Estaba ella sentada en una silla de ruedas y estaba siendo atendida por su mamá. Primero nuestras madres se saludaron y luego la mamá de ella le mencionó que yo había sido quien le había enviado la biblia. Ella sonrió y vi que la tenía en su mano izquierda. Me agradeció y me dijo que esa noche todo había mejorado con aquél regalo. Que su madre le leyó unos salmos (lo mismo que yo había leído esa noche) y que pudo quedarse dormida minutos después. La vi a ella sentada con yeso en la pierna izquierda y en el brazo derecho, también ligeramente golpeada en el rostro e incontables marcas de raspones. La vi a ella tan frágil como yo. Ambos vestíamos nuestra bata blanca y habíamos sido conscientes de la vulnerabilidad de nuestro cuerpo. Nunca nos preguntamos nuestros nombres.

Regresé con mi madre a los pocos segundos al cuarto y nuevamente me quedé dormido. Durante la noche recibí aun más visitas y ya no se escuchaban ni llantos ni rumores de dolor. Todo se había tranquilizado.

En la mañana me dieron de alta. Al salir, yo quería despedirme pero la madre de la chica dijo que estaba dormida pero que siempre iban a recordar al “vecino del hospital”. Salí en silla de ruedas volteando algunas veces hacia atrás. Quería decirle que todo iba a estar bien en su vida, que guardara siempre aquella biblia.

Nunca he sido sumamente creyente y tampoco creo enorgullecerme tanto de eso. Creo que la fe y el amor por la fe son actos que trascienden demasiado. Hay una frase dentro del budismo que dice algo así como que todos nuestros actos de amor son en realidad actos de Dios. No de un Dios separado de nosotros sino de un Dios que nos hace ser y que permea en nosotros. Nosotros siendo reflejo de él mismo o siendo también él.

En el texto “Lee los Salmos. No importa cuál sea tu religión, abarcan toda emoción humana” Regina Brett dice que “Los Salmos revelan muchos rostros de Dios: roca poderosa, pastor, compañero, el que consuela, el que provee, anfitrión, creador, juez, defensor y mensajero” y dice que a ella le gusta pensar en un Dios personal de la alegría.
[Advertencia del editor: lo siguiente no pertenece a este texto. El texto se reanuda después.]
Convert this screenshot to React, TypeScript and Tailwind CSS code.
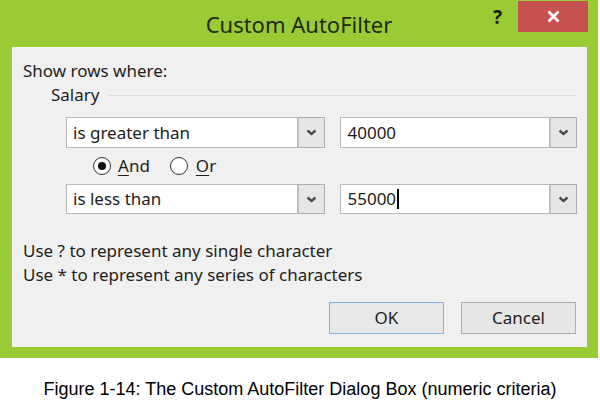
import React from "react";

const Chevron = () => (
  <svg width="11" height="7" viewBox="0 0 11 7" className="block">
    <polyline points="1.5,1.5 5.5,5 9.5,1.5" fill="none" stroke="#4a4a4a" strokeWidth="2.4" />
  </svg>
);

const Combo = ({ value, width, caret }: { value: string; width: string; caret?: boolean }) => (
  <div className={`flex h-full ${width}`}>
    <div className="flex-1 flex items-center bg-white border border-[#b9b9b9] pl-[6px] text-[17px] text-[#1c1c1c]">
      <span>{value}</span>
      {caret && <span className="inline-block w-[1.5px] h-[20px] bg-black ml-[1px]" />}
    </div>
    <div className="w-[27px] flex items-center justify-center bg-[#e6e6e6] border border-[#adadad] border-l-[#c4c4c4]">
      <Chevron />
    </div>
  </div>
);

const Radio = ({ checked }: { checked?: boolean }) => (
  <div className="w-[18px] h-[18px] rounded-full border border-[#333] bg-white flex items-center justify-center">
    {checked && <div className="w-[8px] h-[8px] rounded-full bg-[#111]" />}
  </div>
);

export default function App() {
  return (
    <div className="w-[600px] h-[410px] bg-white flex flex-col" style={{ fontFamily: '"Noto Sans", "Open Sans", sans-serif' }}>
      <div className="w-[598px] h-[358px] bg-[#9acb34] flex flex-col pl-[12px] pr-[11px] pb-[11px]">
        {/* title bar */}
        <div className="h-[47px] grid grid-cols-[1fr_auto_1fr] -mr-[11px] -ml-[12px]">
          <div />
          <div className="pt-[9px] text-[22px] leading-[30px] text-[#1f2a12]">Custom AutoFilter</div>
          <div className="flex justify-end items-start">
            <div className="mt-[6px] mr-[16px] text-[19px] font-bold leading-[22px] text-[#1a1a1a]">?</div>
            <div className="mt-[1px] mr-[10px] w-[70px] h-[31px] bg-[#c75050] flex items-center justify-center">
              <svg width="13" height="13" viewBox="0 0 13 13">
                <path d="M1.5 1.5 L11.5 11.5 M11.5 1.5 L1.5 11.5" stroke="#fff" strokeWidth="2.6" />
              </svg>
            </div>
          </div>
        </div>
        {/* panel */}
        <div className="flex-1 bg-[#f0f0f0] border-t border-l border-[#f6f6f6] flex flex-col pl-[10px] pr-[10px] text-[17px] text-[#1e1e1e]">
          <div className="mt-[11px] h-[24px] leading-[24px]">Show rows where:</div>
          <div className="h-[24px] flex items-center pl-[28px]">
            <span className="leading-[24px]">Salary</span>
            <div className="flex-1 h-px bg-[#dcdcdc] ml-[10px]" />
          </div>
          <div className="mt-[10px] h-[31px] flex pl-[43px]">
            <Combo value="is greater than" width="w-[260px]" />
            <div className="w-[15px]" />
            <Combo value="40000" width="w-[237px]" />
          </div>
          <div className="h-[36px] flex items-center pl-[70px]">
            <Radio checked />
            <span className="ml-[7px] leading-[20px]"><span className="underline underline-offset-[3px]">A</span>nd</span>
            <div className="ml-[20px]"><Radio /></div>
            <span className="ml-[8px] leading-[20px]"><span className="underline underline-offset-[3px]">O</span>r</span>
          </div>
          <div className="h-[30px] flex pl-[43px]">
            <Combo value="is less than" width="w-[260px]" />
            <div className="w-[15px]" />
            <Combo value="55000" width="w-[237px]" caret />
          </div>
          <div className="mt-[25px] leading-[24px]">Use ? to represent any single character</div>
          <div className="leading-[24px]">Use * to represent any series of characters</div>
          <div className="mt-[15px] flex justify-end gap-[17px] pr-[1px]">
            <div className="w-[115px] h-[32px] border border-[#7fb2e5] bg-[#e8e8e8] flex items-center justify-center">OK</div>
            <div className="w-[115px] h-[32px] border border-[#adadad] bg-[#e6e6e6] flex items-center justify-center">Cancel</div>
          </div>
        </div>
      </div>
      <div className="mt-[20px] text-center text-[18px] leading-[22px] text-black" style={{ fontFamily: '"Liberation Sans", Arial, sans-serif' }}>
        Figure 1-14: The Custom AutoFilter Dialog Box (numeric criteria)
      </div>
    </div>
  );
}
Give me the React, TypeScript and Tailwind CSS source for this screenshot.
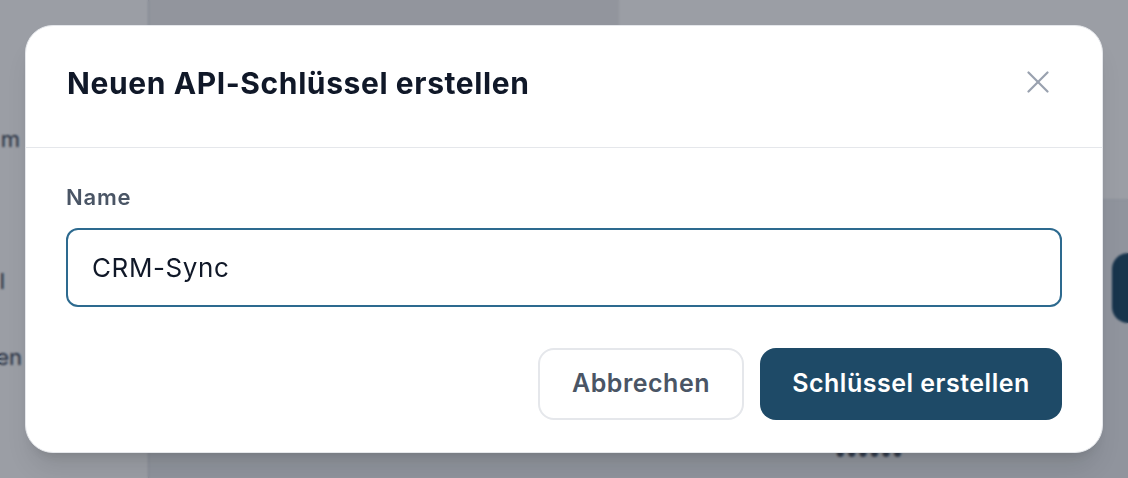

No me puedo yo hacer una imagen de Dios personal y ni siquiera puedo hacer un juicio, simplemente creo que los actos de fe y de amor trascienden poderosamente y, como me ocurrió con mi vecina de hospital, nos ayudan a valorar y a confiar en el mar que es esta vida, nuestra vida y aunque no nos digamos nuestros nombres, un simple acto cargado de amor puede transformar toda la vida.